What you need to do
Omit any picture, and return the remaining data exactly as written.

-=-=-

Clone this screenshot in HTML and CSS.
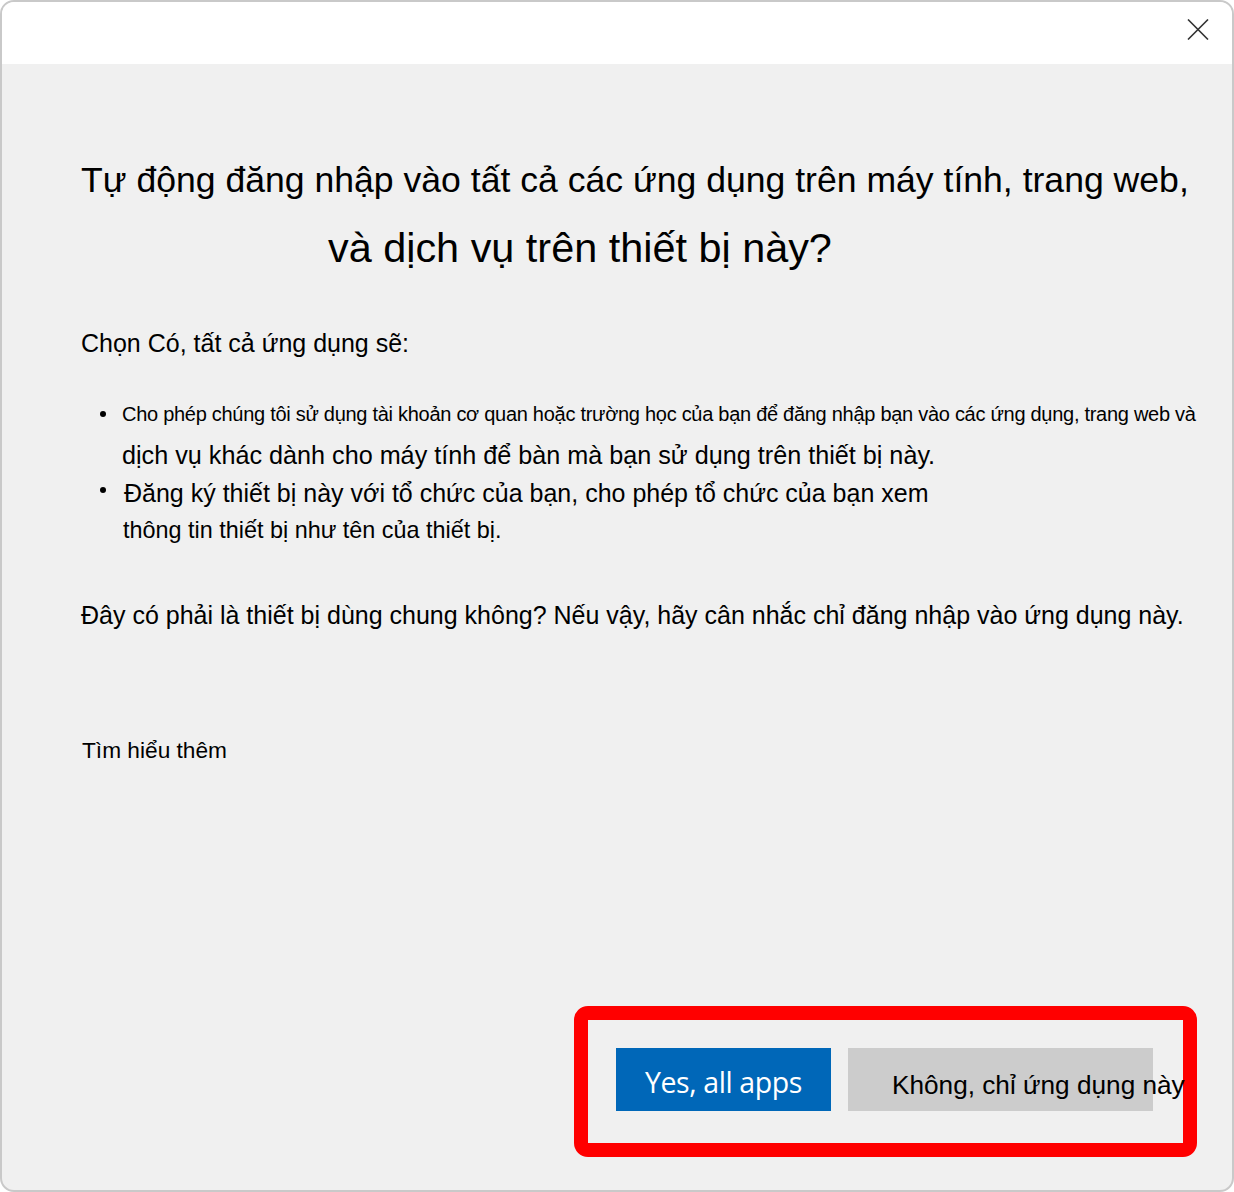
FILE: index.html
```html
<!DOCTYPE html>
<html lang="vi">
<head>
<meta charset="utf-8">
<title>Đăng nhập</title>
<link rel="stylesheet" href="styles.css">
</head>
<body>
<div class="window">
  <div class="header">
    <button class="close" aria-label="Đóng">
      <svg width="22" height="21" viewBox="0 0 22 21"><path d="M1 0.5 L21 20.5 M21 0.5 L1 20.5" stroke="#333" stroke-width="1.6" fill="none"/></svg>
    </button>
  </div>
  <div class="content">
    <h1 class="title">
      <span class="t1">Tự động đăng nhập vào tất cả các ứng dụng trên máy tính, trang web,</span>
      <span class="t2">và dịch vụ trên thiết bị này?</span>
    </h1>
    <p class="lead">Chọn Có, tất cả ứng dụng sẽ:</p>
    <ul class="list">
      <li class="item">
        <span class="dotcol"><span class="dot d1"></span></span>
        <span class="itext">
          <span class="l1">Cho phép chúng tôi sử dụng tài khoản cơ quan hoặc trường học của bạn để đăng nhập bạn vào các ứng dụng, trang web và</span>
          <span class="l2">dịch vụ khác dành cho máy tính để bàn mà bạn sử dụng trên thiết bị này.</span>
        </span>
      </li>
      <li class="item">
        <span class="dotcol"><span class="dot d2"></span></span>
        <span class="itext">
          <span class="l3">Đăng ký thiết bị này với tổ chức của bạn, cho phép tổ chức của bạn xem</span>
          <span class="l4">thông tin thiết bị như tên của thiết bị.</span>
        </span>
      </li>
    </ul>
    <p class="shared">Đây có phải là thiết bị dùng chung không? Nếu vậy, hãy cân nhắc chỉ đăng nhập vào ứng dụng này.</p>
    <p class="learn">Tìm hiểu thêm</p>
    <div class="footer">
      <div class="highlight">
        <button class="btn yes">Yes, all apps</button>
        <button class="btn no"><span>Không, chỉ ứng dụng này</span></button>
      </div>
    </div>
  </div>
</div>
</body>
</html>
```
FILE: styles.css
```css
html, body {
  margin: 0;
  padding: 0;
  background: #ffffff;
}
body {
  font-family: "Liberation Sans", Arial, sans-serif;
  color: #000;
}
.window {
  box-sizing: border-box;
  width: 1234px;
  height: 1192px;
  border: 2px solid #c9c9c9;
  border-radius: 14px;
  overflow: hidden;
  display: flex;
  flex-direction: column;
  background: #f0f0f0;
}
.header {
  height: 62px;
  flex: none;
  background: #ffffff;
  display: flex;
  justify-content: flex-end;
  align-items: flex-start;
  padding: 17px 23px 0 0;
  box-sizing: border-box;
}
.close {
  border: 0;
  background: transparent;
  padding: 0;
  margin: 0;
  width: 22px;
  height: 21px;
  display: block;
}
.close svg { display: block; }
.content {
  flex: 1;
  display: flex;
  flex-direction: column;
  padding-left: 79px;
}
.title {
  margin: 81px 0 0 0;
  font-weight: 400;
  font-size: 35.6px;
  line-height: 70px;
}
.title span { display: block; white-space: nowrap; }
.title .t2 {
  padding-left: 247px;
  font-size: 41.4px;
  line-height: 66px;
}
.lead {
  margin: 44px 0 0 0;
  font-size: 25px;
  line-height: 36px;
}
.list {
  list-style: none;
  margin: 38px 0 0 0;
  padding: 0;
}
.item {
  display: flex;
}
.dotcol {
  width: 41px;
  flex: none;
}
.dot {
  display: block;
  width: 6px;
  height: 6px;
  border-radius: 50%;
  background: #000;
  margin-left: 19px;
}
.d1 { margin-top: 12px; }
.d2 { margin-top: 14px; }
.itext span { display: block; white-space: nowrap; }
.l1 {
  font-size: 20px;
  line-height: 30px;
  letter-spacing: -0.28px;
}
.l2 {
  font-size: 25.2px;
  line-height: 36px;
  margin-top: 8px;
}
.l3 {
  font-size: 25px;
  line-height: 36px;
  margin-top: 2px;
  padding-left: 2px;
}
.l4 {
  font-size: 23.4px;
  line-height: 36px;
  margin-top: 1px;
  padding-left: 1px;
}
.shared {
  margin: 49px 0 0 0;
  font-size: 25px;
  line-height: 36px;
  white-space: nowrap;
}
.learn {
  margin: 99px 0 0 1px;
  font-size: 22.7px;
  line-height: 36px;
}
.footer {
  margin-top: auto;
  display: flex;
  justify-content: flex-end;
  padding: 0 35px 33px 0;
}
.highlight {
  width: 623px;
  height: 151px;
  box-sizing: border-box;
  border: 14px solid #ff0000;
  border-radius: 14px;
  display: flex;
  align-items: flex-start;
  gap: 17px;
  padding: 28px 0 0 28px;
}
.btn {
  border: 0;
  margin: 0;
  height: 63px;
  padding: 0;
  white-space: nowrap;
  flex: none;
}
.yes {
  width: 215px;
  background: #0067b8;
  color: #ffffff;
  font-family: "Open Sans", "Noto Sans", sans-serif;
  font-size: 28.5px;
  letter-spacing: -0.4px;
  line-height: 63px;
  padding-top: 3px;
  box-sizing: border-box;
}
.no {
  width: 305px;
  background: #cccccc;
  color: #000;
  font-family: "Liberation Sans", Arial, sans-serif;
  font-size: 26.2px;
  text-align: left;
  padding: 11px 0 0 44px;
  overflow: visible;
  box-sizing: border-box;
  line-height: 52px;
}
```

-=-=-

Answer to this problem
Clone this screenshot in HTML and CSS.
FILE: index.html
```html
<!DOCTYPE html>
<html lang="vi">
<head>
<meta charset="utf-8">
<title>Đăng nhập</title>
<link rel="stylesheet" href="styles.css">
</head>
<body>
<div class="window">
  <div class="header">
    <button class="close" aria-label="Đóng">
      <svg width="22" height="21" viewBox="0 0 22 21"><path d="M1 0.5 L21 20.5 M21 0.5 L1 20.5" stroke="#333" stroke-width="1.6" fill="none"/></svg>
    </button>
  </div>
  <div class="content">
    <h1 class="title">
      <span class="t1">Tự động đăng nhập vào tất cả các ứng dụng trên máy tính, trang web,</span>
      <span class="t2">và dịch vụ trên thiết bị này?</span>
    </h1>
    <p class="lead">Chọn Có, tất cả ứng dụng sẽ:</p>
    <ul class="list">
      <li class="item">
        <span class="dotcol"><span class="dot d1"></span></span>
        <span class="itext">
          <span class="l1">Cho phép chúng tôi sử dụng tài khoản cơ quan hoặc trường học của bạn để đăng nhập bạn vào các ứng dụng, trang web và</span>
          <span class="l2">dịch vụ khác dành cho máy tính để bàn mà bạn sử dụng trên thiết bị này.</span>
        </span>
      </li>
      <li class="item">
        <span class="dotcol"><span class="dot d2"></span></span>
        <span class="itext">
          <span class="l3">Đăng ký thiết bị này với tổ chức của bạn, cho phép tổ chức của bạn xem</span>
          <span class="l4">thông tin thiết bị như tên của thiết bị.</span>
        </span>
      </li>
    </ul>
    <p class="shared">Đây có phải là thiết bị dùng chung không? Nếu vậy, hãy cân nhắc chỉ đăng nhập vào ứng dụng này.</p>
    <p class="learn">Tìm hiểu thêm</p>
    <div class="footer">
      <div class="highlight">
        <button class="btn yes">Yes, all apps</button>
        <button class="btn no"><span>Không, chỉ ứng dụng này</span></button>
      </div>
    </div>
  </div>
</div>
</body>
</html>
```
FILE: styles.css
```css
html, body {
  margin: 0;
  padding: 0;
  background: #ffffff;
}
body {
  font-family: "Liberation Sans", Arial, sans-serif;
  color: #000;
}
.window {
  box-sizing: border-box;
  width: 1234px;
  height: 1192px;
  border: 2px solid #c9c9c9;
  border-radius: 14px;
  overflow: hidden;
  display: flex;
  flex-direction: column;
  background: #f0f0f0;
}
.header {
  height: 62px;
  flex: none;
  background: #ffffff;
  display: flex;
  justify-content: flex-end;
  align-items: flex-start;
  padding: 17px 23px 0 0;
  box-sizing: border-box;
}
.close {
  border: 0;
  background: transparent;
  padding: 0;
  margin: 0;
  width: 22px;
  height: 21px;
  display: block;
}
.close svg { display: block; }
.content {
  flex: 1;
  display: flex;
  flex-direction: column;
  padding-left: 79px;
}
.title {
  margin: 81px 0 0 0;
  font-weight: 400;
  font-size: 35.6px;
  line-height: 70px;
}
.title span { display: block; white-space: nowrap; }
.title .t2 {
  padding-left: 247px;
  font-size: 41.4px;
  line-height: 66px;
}
.lead {
  margin: 44px 0 0 0;
  font-size: 25px;
  line-height: 36px;
}
.list {
  list-style: none;
  margin: 38px 0 0 0;
  padding: 0;
}
.item {
  display: flex;
}
.dotcol {
  width: 41px;
  flex: none;
}
.dot {
  display: block;
  width: 6px;
  height: 6px;
  border-radius: 50%;
  background: #000;
  margin-left: 19px;
}
.d1 { margin-top: 12px; }
.d2 { margin-top: 14px; }
.itext span { display: block; white-space: nowrap; }
.l1 {
  font-size: 20px;
  line-height: 30px;
  letter-spacing: -0.28px;
}
.l2 {
  font-size: 25.2px;
  line-height: 36px;
  margin-top: 8px;
}
.l3 {
  font-size: 25px;
  line-height: 36px;
  margin-top: 2px;
  padding-left: 2px;
}
.l4 {
  font-size: 23.4px;
  line-height: 36px;
  margin-top: 1px;
  padding-left: 1px;
}
.shared {
  margin: 49px 0 0 0;
  font-size: 25px;
  line-height: 36px;
  white-space: nowrap;
}
.learn {
  margin: 99px 0 0 1px;
  font-size: 22.7px;
  line-height: 36px;
}
.footer {
  margin-top: auto;
  display: flex;
  justify-content: flex-end;
  padding: 0 35px 33px 0;
}
.highlight {
  width: 623px;
  height: 151px;
  box-sizing: border-box;
  border: 14px solid #ff0000;
  border-radius: 14px;
  display: flex;
  align-items: flex-start;
  gap: 17px;
  padding: 28px 0 0 28px;
}
.btn {
  border: 0;
  margin: 0;
  height: 63px;
  padding: 0;
  white-space: nowrap;
  flex: none;
}
.yes {
  width: 215px;
  background: #0067b8;
  color: #ffffff;
  font-family: "Open Sans", "Noto Sans", sans-serif;
  font-size: 28.5px;
  letter-spacing: -0.4px;
  line-height: 63px;
  padding-top: 3px;
  box-sizing: border-box;
}
.no {
  width: 305px;
  background: #cccccc;
  color: #000;
  font-family: "Liberation Sans", Arial, sans-serif;
  font-size: 26.2px;
  text-align: left;
  padding: 11px 0 0 44px;
  overflow: visible;
  box-sizing: border-box;
  line-height: 52px;
}
```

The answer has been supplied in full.